The two videos exhibited at Centre A (now viewable online) table a number of reasonable criticisms against the hypocrisy of arts institutions casually experimenting with community engagement. The text, flashing in and out of sight at a speed that engages the entirety of the viewer’s attention, raises questions relevant to the artists’ dilemma: Why would anybody ask artists to comment on social problems? In a neighbourhood they’ve never visited? Whose characteristics they’ve learned about primarily through Google?

And in an odd but tastefully transparent twist, the curator is a subject of the work, with regular references in the text to the process of working with Centre A’s Makiko Hara. YHCHI is openly suspicious—not of the gallery itself, but of a socio-political structure that would have to resort to commissioning artists to be social activists. “Are you desperate?” the video repeatedly asks.

In the two exhibited videos, these questions are abstract. There is a radical shift in tone in the third video (also now viewable online) as the artists try to contextualize them against their experience in the Downtown Eastside. The text becomes narrative, composing vignettes of the volatile day-to-day in what they dubbed “the most shocking neighbourhood we’ve ever been.” A pimp yells at a woman through her window, and threatens to kill the artists for looking at him. A man yells belligerently from the back of the Hastings Street bus, which they call “a theatre of the oppressed.” On the way from their hotel to their opening, they are confronted by a series of police barricades near the gallery; a woman has fallen to her death from a sixth-storey window.
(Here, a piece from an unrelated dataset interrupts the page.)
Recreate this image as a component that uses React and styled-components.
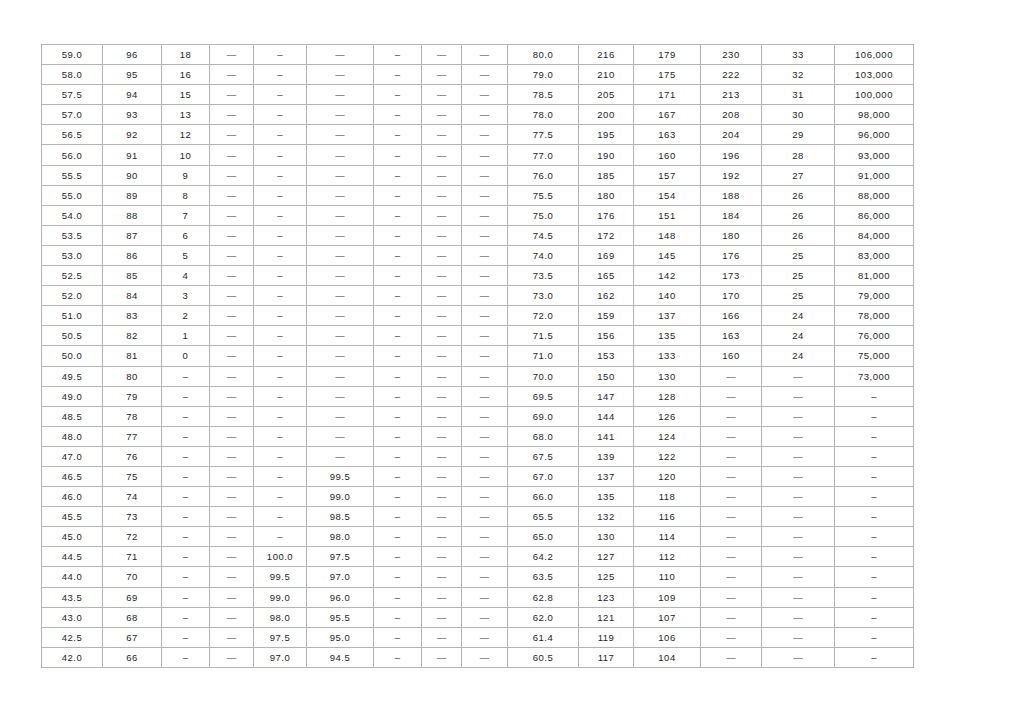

The videos seem to establish a contrapuntal model for navigating the artists’ role in social community: on one hand, there’s a very honest skepticism about their ability to make work that is both site-specific and relevant; on the other, there’s a sense of awe at having entered a community with its own kind of governance, its long-time population under imminent threat of displacement, and where accidental violent death is still a shocking but not irregular occurrence.

A final video in the series shows at the Audain Gallery until November 5, after which it is also due also be posted on the YHCHI website.